(Stored items)
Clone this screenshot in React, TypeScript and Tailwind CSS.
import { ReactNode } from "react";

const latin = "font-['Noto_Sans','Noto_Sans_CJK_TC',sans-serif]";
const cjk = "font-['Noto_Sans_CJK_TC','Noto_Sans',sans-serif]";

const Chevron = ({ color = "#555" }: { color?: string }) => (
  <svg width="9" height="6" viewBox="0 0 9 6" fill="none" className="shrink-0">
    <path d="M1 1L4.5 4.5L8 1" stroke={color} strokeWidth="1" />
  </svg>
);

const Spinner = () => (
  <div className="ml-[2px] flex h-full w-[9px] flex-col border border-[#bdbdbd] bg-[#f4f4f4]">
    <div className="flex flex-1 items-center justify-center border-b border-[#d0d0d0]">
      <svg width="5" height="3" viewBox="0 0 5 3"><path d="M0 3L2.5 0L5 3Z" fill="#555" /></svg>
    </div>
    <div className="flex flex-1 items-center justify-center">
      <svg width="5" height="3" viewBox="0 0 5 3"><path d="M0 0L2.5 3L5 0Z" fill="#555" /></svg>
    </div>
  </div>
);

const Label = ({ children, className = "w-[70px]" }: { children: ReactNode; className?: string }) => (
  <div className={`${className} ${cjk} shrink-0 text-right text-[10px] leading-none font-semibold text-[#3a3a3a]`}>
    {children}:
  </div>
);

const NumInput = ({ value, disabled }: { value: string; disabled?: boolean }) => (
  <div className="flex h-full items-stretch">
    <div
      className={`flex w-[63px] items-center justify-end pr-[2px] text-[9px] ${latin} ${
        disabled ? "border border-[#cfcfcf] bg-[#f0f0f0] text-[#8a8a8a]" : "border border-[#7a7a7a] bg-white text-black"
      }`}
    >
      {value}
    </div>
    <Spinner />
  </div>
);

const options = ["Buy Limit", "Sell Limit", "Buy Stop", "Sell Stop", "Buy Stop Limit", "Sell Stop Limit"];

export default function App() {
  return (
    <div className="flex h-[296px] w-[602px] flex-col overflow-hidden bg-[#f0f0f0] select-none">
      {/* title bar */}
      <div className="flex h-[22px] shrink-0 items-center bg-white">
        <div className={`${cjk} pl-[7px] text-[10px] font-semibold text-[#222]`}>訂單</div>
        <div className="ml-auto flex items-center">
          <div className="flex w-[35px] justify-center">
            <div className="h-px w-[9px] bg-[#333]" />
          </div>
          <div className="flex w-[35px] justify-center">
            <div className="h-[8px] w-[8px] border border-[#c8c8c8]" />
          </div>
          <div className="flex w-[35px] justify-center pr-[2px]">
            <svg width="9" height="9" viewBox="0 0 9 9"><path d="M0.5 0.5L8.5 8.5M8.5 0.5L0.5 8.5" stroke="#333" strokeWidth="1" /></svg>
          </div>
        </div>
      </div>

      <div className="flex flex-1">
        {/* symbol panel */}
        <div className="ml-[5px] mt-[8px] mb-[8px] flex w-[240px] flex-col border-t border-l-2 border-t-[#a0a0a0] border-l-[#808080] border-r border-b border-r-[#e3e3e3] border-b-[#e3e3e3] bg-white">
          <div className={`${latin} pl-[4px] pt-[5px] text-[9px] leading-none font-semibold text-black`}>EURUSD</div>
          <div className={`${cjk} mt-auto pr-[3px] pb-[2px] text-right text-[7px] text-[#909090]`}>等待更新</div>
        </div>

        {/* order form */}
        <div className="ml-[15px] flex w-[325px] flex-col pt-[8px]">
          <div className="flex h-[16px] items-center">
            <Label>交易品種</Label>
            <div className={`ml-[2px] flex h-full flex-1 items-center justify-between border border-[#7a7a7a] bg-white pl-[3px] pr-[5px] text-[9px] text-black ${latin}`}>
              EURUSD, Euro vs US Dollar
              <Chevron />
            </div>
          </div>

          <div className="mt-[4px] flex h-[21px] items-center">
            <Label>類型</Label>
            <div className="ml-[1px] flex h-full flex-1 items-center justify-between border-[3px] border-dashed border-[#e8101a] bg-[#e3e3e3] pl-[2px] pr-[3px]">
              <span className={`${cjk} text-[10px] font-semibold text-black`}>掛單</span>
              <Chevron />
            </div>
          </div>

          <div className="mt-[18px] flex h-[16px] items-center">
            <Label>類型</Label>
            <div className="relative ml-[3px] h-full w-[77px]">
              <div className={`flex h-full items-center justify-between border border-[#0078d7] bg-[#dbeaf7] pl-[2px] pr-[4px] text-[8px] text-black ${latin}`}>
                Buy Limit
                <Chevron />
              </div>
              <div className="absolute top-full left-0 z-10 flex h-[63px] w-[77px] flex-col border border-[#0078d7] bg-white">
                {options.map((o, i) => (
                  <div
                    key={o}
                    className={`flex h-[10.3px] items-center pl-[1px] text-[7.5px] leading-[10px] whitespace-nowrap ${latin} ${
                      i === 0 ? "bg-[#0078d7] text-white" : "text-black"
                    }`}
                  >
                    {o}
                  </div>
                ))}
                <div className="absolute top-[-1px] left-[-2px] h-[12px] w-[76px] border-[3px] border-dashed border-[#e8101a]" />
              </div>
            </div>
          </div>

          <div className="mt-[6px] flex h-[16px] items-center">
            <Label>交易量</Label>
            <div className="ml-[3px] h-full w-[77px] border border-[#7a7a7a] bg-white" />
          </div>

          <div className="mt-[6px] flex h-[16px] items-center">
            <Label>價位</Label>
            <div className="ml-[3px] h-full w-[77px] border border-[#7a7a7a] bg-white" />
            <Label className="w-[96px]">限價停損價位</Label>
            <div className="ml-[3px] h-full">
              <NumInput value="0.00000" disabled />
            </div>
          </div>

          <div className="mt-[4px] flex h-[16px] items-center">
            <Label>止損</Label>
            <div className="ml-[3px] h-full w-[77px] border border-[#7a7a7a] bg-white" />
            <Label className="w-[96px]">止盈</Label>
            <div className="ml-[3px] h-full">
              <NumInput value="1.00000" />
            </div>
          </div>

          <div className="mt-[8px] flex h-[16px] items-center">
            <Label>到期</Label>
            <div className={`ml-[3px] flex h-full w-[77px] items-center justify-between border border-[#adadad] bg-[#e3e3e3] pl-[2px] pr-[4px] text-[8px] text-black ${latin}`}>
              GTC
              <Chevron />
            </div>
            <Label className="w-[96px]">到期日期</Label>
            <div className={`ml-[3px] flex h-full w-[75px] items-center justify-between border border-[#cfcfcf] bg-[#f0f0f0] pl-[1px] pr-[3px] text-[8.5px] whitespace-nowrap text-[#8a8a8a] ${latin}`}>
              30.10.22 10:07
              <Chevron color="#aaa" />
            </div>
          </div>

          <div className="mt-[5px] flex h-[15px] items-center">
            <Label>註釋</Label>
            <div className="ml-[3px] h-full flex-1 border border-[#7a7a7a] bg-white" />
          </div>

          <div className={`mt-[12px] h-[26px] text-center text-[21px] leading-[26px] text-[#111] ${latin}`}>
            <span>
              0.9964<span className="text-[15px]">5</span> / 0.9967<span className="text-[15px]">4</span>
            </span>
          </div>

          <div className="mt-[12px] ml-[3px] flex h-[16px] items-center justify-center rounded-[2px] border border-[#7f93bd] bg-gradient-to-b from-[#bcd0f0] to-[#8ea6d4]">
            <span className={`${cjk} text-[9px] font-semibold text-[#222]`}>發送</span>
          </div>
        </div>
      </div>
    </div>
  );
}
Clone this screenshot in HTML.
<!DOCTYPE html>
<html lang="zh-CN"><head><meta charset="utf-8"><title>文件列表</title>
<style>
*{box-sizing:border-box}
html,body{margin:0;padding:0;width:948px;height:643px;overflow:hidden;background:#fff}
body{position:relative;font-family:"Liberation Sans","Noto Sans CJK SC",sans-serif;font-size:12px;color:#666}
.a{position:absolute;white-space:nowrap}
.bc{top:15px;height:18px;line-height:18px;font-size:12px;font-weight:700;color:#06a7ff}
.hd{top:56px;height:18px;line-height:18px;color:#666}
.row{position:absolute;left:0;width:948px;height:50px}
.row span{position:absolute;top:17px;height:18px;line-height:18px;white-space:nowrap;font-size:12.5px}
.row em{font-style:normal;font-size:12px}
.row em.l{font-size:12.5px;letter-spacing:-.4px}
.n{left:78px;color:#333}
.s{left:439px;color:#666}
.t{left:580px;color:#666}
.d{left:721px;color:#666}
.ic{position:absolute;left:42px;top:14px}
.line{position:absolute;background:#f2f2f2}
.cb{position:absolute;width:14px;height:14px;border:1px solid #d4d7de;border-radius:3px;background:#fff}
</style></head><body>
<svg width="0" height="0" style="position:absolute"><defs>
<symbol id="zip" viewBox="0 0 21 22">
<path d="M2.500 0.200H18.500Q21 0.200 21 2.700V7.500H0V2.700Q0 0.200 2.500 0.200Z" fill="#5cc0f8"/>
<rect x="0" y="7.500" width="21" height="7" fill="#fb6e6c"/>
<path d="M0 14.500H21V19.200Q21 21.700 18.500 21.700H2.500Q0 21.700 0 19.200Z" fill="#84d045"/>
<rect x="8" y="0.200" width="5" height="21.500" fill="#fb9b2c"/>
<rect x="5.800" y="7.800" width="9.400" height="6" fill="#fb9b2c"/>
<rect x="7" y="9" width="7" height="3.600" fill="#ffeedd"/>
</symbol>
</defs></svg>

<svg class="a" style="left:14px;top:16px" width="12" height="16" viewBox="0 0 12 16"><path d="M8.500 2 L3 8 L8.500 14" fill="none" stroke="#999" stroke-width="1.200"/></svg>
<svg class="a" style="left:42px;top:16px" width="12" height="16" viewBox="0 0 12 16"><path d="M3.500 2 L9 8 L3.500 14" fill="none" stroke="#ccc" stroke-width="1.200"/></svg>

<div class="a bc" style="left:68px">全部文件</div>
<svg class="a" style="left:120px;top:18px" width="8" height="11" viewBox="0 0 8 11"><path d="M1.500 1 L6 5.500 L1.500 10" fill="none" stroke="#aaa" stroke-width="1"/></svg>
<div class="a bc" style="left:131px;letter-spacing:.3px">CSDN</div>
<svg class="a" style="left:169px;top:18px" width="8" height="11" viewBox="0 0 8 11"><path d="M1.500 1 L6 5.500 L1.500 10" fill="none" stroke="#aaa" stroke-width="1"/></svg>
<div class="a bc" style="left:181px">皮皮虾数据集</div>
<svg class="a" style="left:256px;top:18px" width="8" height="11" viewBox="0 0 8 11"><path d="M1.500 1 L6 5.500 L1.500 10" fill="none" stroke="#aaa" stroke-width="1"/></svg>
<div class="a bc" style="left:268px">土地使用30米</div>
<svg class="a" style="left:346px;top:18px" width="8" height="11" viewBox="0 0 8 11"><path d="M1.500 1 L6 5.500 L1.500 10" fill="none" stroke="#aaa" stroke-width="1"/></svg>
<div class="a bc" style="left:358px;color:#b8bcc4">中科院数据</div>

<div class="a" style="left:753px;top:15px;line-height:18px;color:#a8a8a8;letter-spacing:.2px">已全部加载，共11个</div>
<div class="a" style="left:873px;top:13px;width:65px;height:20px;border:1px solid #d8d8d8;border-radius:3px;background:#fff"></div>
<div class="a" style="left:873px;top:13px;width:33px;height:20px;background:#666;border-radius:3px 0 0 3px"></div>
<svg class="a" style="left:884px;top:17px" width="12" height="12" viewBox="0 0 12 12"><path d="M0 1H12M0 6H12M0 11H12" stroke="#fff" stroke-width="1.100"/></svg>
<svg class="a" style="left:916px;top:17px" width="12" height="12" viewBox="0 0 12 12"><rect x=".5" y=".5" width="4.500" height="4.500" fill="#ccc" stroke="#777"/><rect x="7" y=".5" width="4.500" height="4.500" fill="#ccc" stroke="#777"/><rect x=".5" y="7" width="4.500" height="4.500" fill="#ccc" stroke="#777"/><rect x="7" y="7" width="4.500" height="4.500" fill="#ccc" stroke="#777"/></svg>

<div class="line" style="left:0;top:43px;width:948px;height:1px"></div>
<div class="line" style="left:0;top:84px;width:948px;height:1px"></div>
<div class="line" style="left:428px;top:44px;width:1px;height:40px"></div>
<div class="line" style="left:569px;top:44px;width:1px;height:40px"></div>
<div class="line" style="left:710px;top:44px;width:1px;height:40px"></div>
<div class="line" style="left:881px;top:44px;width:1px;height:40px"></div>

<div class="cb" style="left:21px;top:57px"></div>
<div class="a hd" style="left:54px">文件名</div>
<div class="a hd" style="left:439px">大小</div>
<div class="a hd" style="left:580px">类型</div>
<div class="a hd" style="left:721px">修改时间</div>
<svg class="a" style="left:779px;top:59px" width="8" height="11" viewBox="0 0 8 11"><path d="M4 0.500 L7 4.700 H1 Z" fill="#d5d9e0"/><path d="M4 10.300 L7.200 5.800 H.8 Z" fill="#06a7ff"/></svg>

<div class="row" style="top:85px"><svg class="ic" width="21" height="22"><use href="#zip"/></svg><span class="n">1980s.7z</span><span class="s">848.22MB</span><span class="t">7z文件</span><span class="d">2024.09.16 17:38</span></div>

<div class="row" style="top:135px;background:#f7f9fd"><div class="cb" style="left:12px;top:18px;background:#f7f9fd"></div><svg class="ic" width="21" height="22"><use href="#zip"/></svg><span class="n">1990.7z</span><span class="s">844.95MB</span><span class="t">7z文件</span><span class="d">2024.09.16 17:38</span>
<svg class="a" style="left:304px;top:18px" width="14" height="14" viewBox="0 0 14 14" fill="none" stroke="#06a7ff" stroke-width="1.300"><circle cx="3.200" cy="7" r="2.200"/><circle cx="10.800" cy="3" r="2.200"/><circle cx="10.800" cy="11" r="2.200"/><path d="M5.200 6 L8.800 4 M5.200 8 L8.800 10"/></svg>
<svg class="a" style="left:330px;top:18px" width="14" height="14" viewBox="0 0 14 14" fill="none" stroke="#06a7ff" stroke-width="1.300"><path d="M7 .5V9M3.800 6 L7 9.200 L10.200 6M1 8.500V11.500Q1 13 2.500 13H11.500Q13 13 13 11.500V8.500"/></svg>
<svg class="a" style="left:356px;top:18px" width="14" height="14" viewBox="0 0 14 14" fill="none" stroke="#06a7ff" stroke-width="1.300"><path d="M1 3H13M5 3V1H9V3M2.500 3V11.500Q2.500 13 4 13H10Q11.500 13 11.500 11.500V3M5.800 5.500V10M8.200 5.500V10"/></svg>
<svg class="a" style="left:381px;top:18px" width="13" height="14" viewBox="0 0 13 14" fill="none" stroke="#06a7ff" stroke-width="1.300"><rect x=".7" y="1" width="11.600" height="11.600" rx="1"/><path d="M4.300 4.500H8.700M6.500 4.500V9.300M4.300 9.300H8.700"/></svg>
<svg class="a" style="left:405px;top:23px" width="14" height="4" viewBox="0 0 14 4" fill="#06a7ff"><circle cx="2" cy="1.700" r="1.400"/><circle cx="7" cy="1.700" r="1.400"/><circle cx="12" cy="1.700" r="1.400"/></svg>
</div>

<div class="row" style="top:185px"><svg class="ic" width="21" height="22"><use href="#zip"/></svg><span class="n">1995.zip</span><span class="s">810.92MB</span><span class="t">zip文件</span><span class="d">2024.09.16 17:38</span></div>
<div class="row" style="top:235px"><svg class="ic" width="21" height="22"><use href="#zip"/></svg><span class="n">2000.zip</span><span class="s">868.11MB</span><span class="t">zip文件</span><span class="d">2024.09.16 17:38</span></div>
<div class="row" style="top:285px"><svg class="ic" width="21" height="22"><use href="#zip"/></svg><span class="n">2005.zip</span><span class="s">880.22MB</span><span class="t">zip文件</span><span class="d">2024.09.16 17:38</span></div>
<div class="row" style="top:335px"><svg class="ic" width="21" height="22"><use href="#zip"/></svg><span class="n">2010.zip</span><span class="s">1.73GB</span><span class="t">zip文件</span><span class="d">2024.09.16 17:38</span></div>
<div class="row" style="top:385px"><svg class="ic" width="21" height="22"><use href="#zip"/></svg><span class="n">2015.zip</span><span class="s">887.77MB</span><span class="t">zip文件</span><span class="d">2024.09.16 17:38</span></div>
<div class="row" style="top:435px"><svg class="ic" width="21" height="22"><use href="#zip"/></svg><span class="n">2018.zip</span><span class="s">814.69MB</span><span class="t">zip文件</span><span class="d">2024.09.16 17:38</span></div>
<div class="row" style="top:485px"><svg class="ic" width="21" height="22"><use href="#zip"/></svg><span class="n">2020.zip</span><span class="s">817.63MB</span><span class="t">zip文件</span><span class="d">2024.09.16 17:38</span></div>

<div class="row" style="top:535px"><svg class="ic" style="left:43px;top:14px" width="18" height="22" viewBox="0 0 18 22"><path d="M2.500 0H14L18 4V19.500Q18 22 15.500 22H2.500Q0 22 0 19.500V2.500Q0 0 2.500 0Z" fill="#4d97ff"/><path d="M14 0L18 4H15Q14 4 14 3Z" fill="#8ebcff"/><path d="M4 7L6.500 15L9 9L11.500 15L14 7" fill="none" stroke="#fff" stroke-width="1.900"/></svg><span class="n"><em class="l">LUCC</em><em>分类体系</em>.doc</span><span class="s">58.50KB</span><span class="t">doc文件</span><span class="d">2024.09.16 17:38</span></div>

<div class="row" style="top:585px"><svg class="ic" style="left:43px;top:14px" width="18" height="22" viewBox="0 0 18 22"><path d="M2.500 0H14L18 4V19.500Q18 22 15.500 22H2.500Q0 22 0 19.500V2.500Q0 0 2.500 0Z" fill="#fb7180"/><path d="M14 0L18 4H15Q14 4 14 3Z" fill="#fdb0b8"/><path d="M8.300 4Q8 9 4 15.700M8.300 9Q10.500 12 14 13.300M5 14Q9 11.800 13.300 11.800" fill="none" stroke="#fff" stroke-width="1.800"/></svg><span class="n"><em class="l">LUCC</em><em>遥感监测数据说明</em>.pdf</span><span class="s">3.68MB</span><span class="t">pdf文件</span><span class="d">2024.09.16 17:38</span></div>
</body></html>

* DIRECTIONS FOR THIS TASK
Working from the listing above, pick out every line that has "Clone" and copy it.

* COMPLETED TASK
Clone this screenshot in React, TypeScript and Tailwind CSS.
Clone this screenshot in HTML.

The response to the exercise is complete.